By Danielle Kinsey and Laila Parsons
In 2014, Professor Parsons, a specialist in the history of the twentieth-century Middle East at McGill University, was the recipient of the Noel H. Fieldhouse Award for Distinguished Teaching and in 2017 she was awarded a Principal’s Prize for Excellence in Teaching.
Professor Parsons teaches courses on the history of Arab-Israeli conflict, modern Egypt, anti-colonial rebellions in the modern Middle East and North Africa, and women, gender, and sexuality in the modern Middle East.
How has your own work on the modern Middle East informed the way you teach?
I am a political historian of Palestine, with a particular focus on 1918-1948, the period of the British occupation. I work with primary sources in Arabic in an attempt to get away from the dominance of the colonial archive (British and Israeli) for understanding political change in that period. When you immerse yourself in the Arabic sources, colonial actors inevitably become more distant as characters in the narrative. Conversely, relying on Arabic sources leads you to draw the Palestinian and/or Arab side in a more subtle and complex way, so that you bring to life the human details of Palestinian politics during the period of British occupation. I try to integrate this method into my teaching, by assigning primary sources translated from Arabic and making sure they are the bulk of the readings in my courses. For example, I teach a large lecture course at McGill called “The History of Modern Egypt.” Rather than plodding through a chronology and using a textbook, I devote each week to a leading Egyptian intellectual, and I require the students to read the writings of that person before coming to lecture. My lectures then provide the context for the readings and help the students tease out their meaning. At first this can be challenging for some students, who come to class with no background in Egyptian history, but over the course of a few weeks they gradually understand that while they may not be getting a comprehensive understanding of the Egyptian past they are getting deep insights into how certain Egyptians, at a given moment, lived through a number of key transitions.
What needs to be done at the level of teaching and learning to foster more engagement with history in universities and more broadly?
Students often come to the university classroom with a sense that history is boring and conservative. This could be the product of how history is taught in many schools, where students are required to memorize facts from textbooks. I think it is important to show the students who are willing to take a history course at the university level, that history is an exciting discipline with a lot at stake, politically as well as intellectually. From the outset, students should be exposed to central historiographical debates and controversial primary sources, so that they can sink their teeth into the complex task of representing the past, while remaining mindful of the importance of historical representation for the present. The older I get, the more doubtful I am of the benefits of broad undergraduate survey courses, which can leave them feeling that they have just flitted across the surface of events and places without being given the space to really grapple with anything in depth. Would it be such a terrible thing to replace these broad surveys with more focused themes? Why not teach a large first-year undergraduate lecture course on the Egyptian Revolution of 2011? Or on the 1948 War for Palestine?

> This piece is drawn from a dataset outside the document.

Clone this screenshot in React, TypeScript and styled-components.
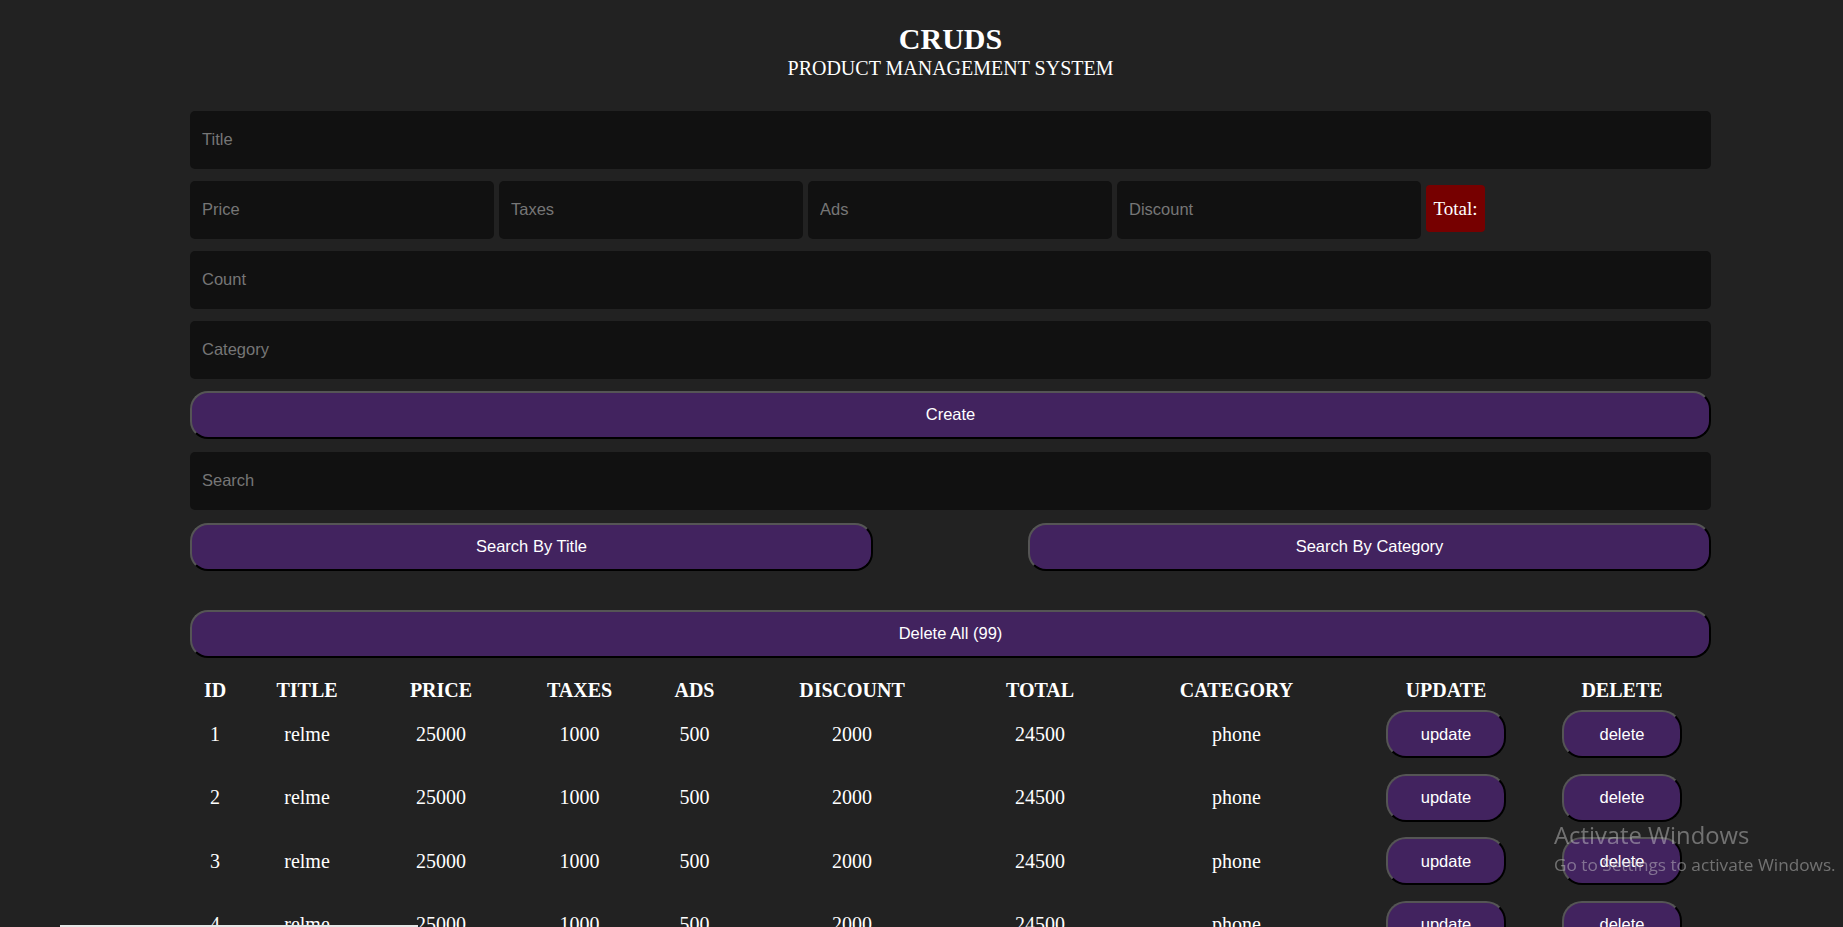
import React from "react";
import styled, { createGlobalStyle } from "styled-components";

const Global = createGlobalStyle`
  html, body {
    margin: 0;
    padding: 0;
    background: #222222;
    overflow: hidden;
  }
  body {
    color: #ffffff;
    font-family: "Liberation Serif", "Times New Roman", serif;
  }
  * { box-sizing: border-box; }
`;

const Page = styled.div`
  width: 1843px;
  height: 927px;
  overflow: hidden;
  position: relative;
`;

const Container = styled.div`
  width: 1521px;
  margin-left: 190px;
`;

const Head = styled.header`
  text-align: center;
  padding-top: 22px;
`;

const Title = styled.h2`
  margin: 0;
  font-size: 30px;
  font-weight: bold;
  line-height: 34.5px;
`;

const Subtitle = styled.p`
  margin: 0;
  font-size: 20px;
  line-height: 23px;
`;

const Form = styled.div`
  margin-top: 31px;
  display: flex;
  flex-direction: column;
`;

const Input = styled.input<{ $w?: string; $mt?: number }>`
  display: block;
  width: ${(p) => p.$w ?? "100%"};
  height: 58px;
  margin-top: ${(p) => p.$mt ?? 0}px;
  background: #111111;
  border: none;
  outline: none;
  border-radius: 5px;
  padding: 0 12px;
  color: #ffffff;
  font-family: "Liberation Sans", Arial, sans-serif;
  font-size: 16.5px;
  &::placeholder {
    color: #767676;
  }
`;

const PriceRow = styled.div`
  display: flex;
  align-items: center;
  gap: 5px;
  margin-top: 12px;
`;

const TotalBox = styled.small`
  display: inline-block;
  background: #760000;
  border-radius: 4px;
  height: 47px;
  line-height: 48px;
  padding: 0 7.5px;
  margin-top: -3px;
  font-size: 19px;
  color: #ffffff;
  font-family: "Liberation Serif", "Times New Roman", serif;
`;

const Button = styled.button<{ $mt?: number; $w?: string }>`
  display: block;
  width: ${(p) => p.$w ?? "100%"};
  height: 48px;
  margin-top: ${(p) => p.$mt ?? 0}px;
  background: #42235f;
  color: #ffffff;
  border-style: solid;
  border-width: 2px;
  border-color: #555555 #000000 #000000 #555555;
  border-radius: 18px;
  font-family: "Liberation Sans", Arial, sans-serif;
  font-size: 16.5px;
  cursor: pointer;
`;

const SearchRow = styled.div`
  display: flex;
  justify-content: space-between;
  margin-top: 13px;
`;

const Table = styled.table`
  width: 1521px;
  table-layout: fixed;
  border-collapse: collapse;
  margin-top: 21px;
  text-align: center;
`;

const Th = styled.th`
  padding: 0;
  height: 24px;
  line-height: 23px;
  font-size: 20px;
  font-weight: bold;
  text-transform: uppercase;
`;

const Tr = styled.tr`
  height: 63.5px;
`;

const Td = styled.td`
  padding: 0;
  font-size: 20px;
  vertical-align: middle;
`;

const RowButton = styled(Button)`
  width: 120px;
  margin: 0 auto;
  border-radius: 20px;
`;

const Watermark = styled.div`
  position: fixed;
  left: 1554px;
  top: 820px;
  color: rgba(210, 210, 210, 0.45);
  font-family: "Open Sans", "Noto Sans", sans-serif;
  pointer-events: none;
`;

const WmTitle = styled.div`
  font-size: 23.8px;
  line-height: 31px;
`;

const WmText = styled.div`
  margin-top: 2px;
  font-size: 17.2px;
  line-height: 24px;
`;

const TaskLine = styled.div`
  position: fixed;
  left: 60px;
  top: 925px;
  width: 358px;
  height: 2px;
  background: #e6e6e6;
`;

const cols = [50, 134, 134, 143, 87, 228, 148, 245, 174, 178];
const headers = ["ID", "TITLE", "PRICE", "TAXES", "ADS", "DISCOUNT", "TOTAL", "CATEGORY", "UPDATE", "DELETE"];

const rows = Array.from({ length: 4 }, (_, i) => ({
  id: i + 1,
  title: "relme",
  price: 25000,
  taxes: 1000,
  ads: 500,
  discount: 2000,
  total: 24500,
  category: "phone",
}));

export default function App() {
  return (
    <>
      <Global />
      <Page>
        <Container>
          <Head>
            <Title>CRUDS</Title>
            <Subtitle>PRODUCT MANAGEMENT SYSTEM</Subtitle>
          </Head>
          <Form>
            <Input placeholder="Title" />
            <PriceRow>
              <Input $w="304px" placeholder="Price" />
              <Input $w="304px" placeholder="Taxes" />
              <Input $w="304px" placeholder="Ads" />
              <Input $w="304px" placeholder="Discount" />
              <TotalBox>Total:</TotalBox>
            </PriceRow>
            <Input $mt={12} placeholder="Count" />
            <Input $mt={12} placeholder="Category" />
            <Button $mt={12}>Create</Button>
            <Input $mt={13} placeholder="Search" />
            <SearchRow>
              <Button $w="683px">Search By Title</Button>
              <Button $w="683px">Search By Category</Button>
            </SearchRow>
            <Button $mt={39}>Delete All (99)</Button>
          </Form>
          <Table>
            <colgroup>
              {cols.map((w, i) => (
                <col key={i} style={{ width: w }} />
              ))}
            </colgroup>
            <thead>
              <tr>
                {headers.map((h) => (
                  <Th key={h}>{h}</Th>
                ))}
              </tr>
            </thead>
            <tbody>
              {rows.map((r) => (
                <Tr key={r.id}>
                  <Td>{r.id}</Td>
                  <Td>{r.title}</Td>
                  <Td>{r.price}</Td>
                  <Td>{r.taxes}</Td>
                  <Td>{r.ads}</Td>
                  <Td>{r.discount}</Td>
                  <Td>{r.total}</Td>
                  <Td>{r.category}</Td>
                  <Td>
                    <RowButton>update</RowButton>
                  </Td>
                  <Td>
                    <RowButton>delete</RowButton>
                  </Td>
                </Tr>
              ))}
            </tbody>
          </Table>
        </Container>
        <Watermark>
          <WmTitle>Activate Windows</WmTitle>
          <WmText>Go to Settings to activate Windows.</WmText>
        </Watermark>
        <TaskLine />
      </Page>
    </>
  );
}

Do you have a favourite website you want to recommend for folks interested in teaching and learning history?
For Palestinian history there are two excellent websites that give students direct access to primary sources and the contexts from which those sources emerged. One is Palestinian Journeys, https://www.paljourneys.org/en, a joint project of the Palestine Museum and the Institute for Palestine Studies. So if you are teaching the Palestinian revolt against British rule in 1936, this website provides key primary sources in translation, such as a Palestinian petition presented to the British High Commissioner signed by hundreds of Palestinian officials working for the British government, and a famous nationalist poem written by a rebel leader in the countryside. For the later period in Palestinian politics, the website The Palestine Revolution http://learnpalestine.politics.ox.ac.uk/ focuses on Palestinian resistance politics from 1948-1982. This website contains video interviews with dozens of members of the PLO, revolutionary songs, articles from Palestinian magazines published in Beirut in the 1970s, and so on. These sources are carefully presented by a team of historians with the training and knowledge to understand their immediate context. The Palestinian Revolution is also a bilingual Arabic/English online learning resource. This means that students who read Arabic can access these fascinating primary sources in the original, while students who do not read Arabic also have access to them in translation. One of my greatest pleasures as a teacher is listening while Arabic-speaking students in my classes explain to their peers — who have only been able to read the English or French translation — subtle shades of meaning or usage in the text that we are all discussing.